In the space between the two Ruwz mastabas was a rough stele and offering basin belonging to a woman. After the usual formula the inscription on the stele ends, “. . the acquaintance of the king, Nofer-hotep-es-wer. The son of the king, of his body, Duwa-ra. His daughter, the acquaintance of the king, Nofer-hotep-es.” The two names here are the same, but in one case the hieroglyph “wer” (i.e., “the elder”) is added, probably to distinguish her from a daughter or sister of the same name. She is called the daughter of Duwa-ra, who is a prince of the royal house. This Duwa-ra may be the same as the prince Duwa-ra of the mastaba found by Dr. Reisner in the main cemetery.
At the northern end of the area was a large mud brick mastaba with the exterior walls and the offering chamber faced with dressed masonry. Most of the exterior facing had been removed later, but the offering chamber remained practically in its entirety. It was lined with limestone covered with stucco, on which were drawn in red numerous offering scenes. The tomb belonged to Sneferu-hotep and his wife Khennût-nist-em-yenty. Sneferu-hotep is not given any title except the usual “acquaintance of the king,” but his wife was a priestess of Hathor, of Neith and of Wep-wat.

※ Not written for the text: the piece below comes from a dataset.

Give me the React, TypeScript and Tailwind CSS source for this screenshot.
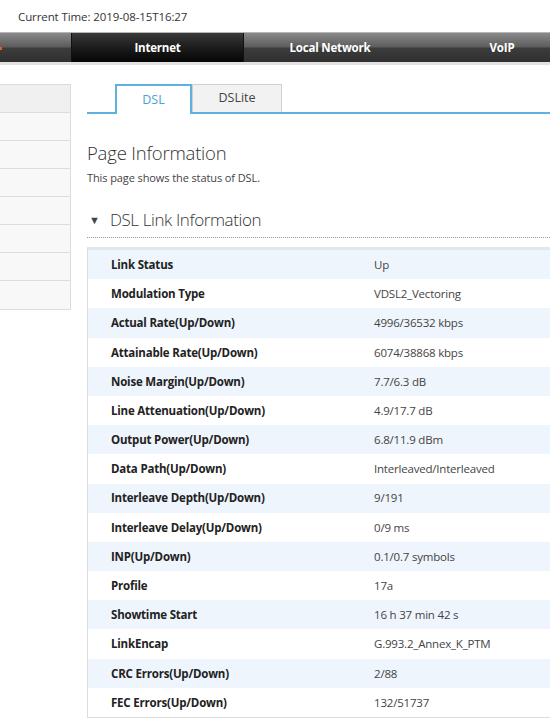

Other minor tombs were those of Nofer, chief of the silver treasury, and Nofret, wife (?) of Thenty. Near the western side was the mastaba of the funerary priest Sobef. The roof of the offering chamber was vaulted with mud bricks designed so as to interlock. These are, so far as I am aware, the only examples of interlocking bricks yet found in Egypt, and the oldest examples of such technical skill.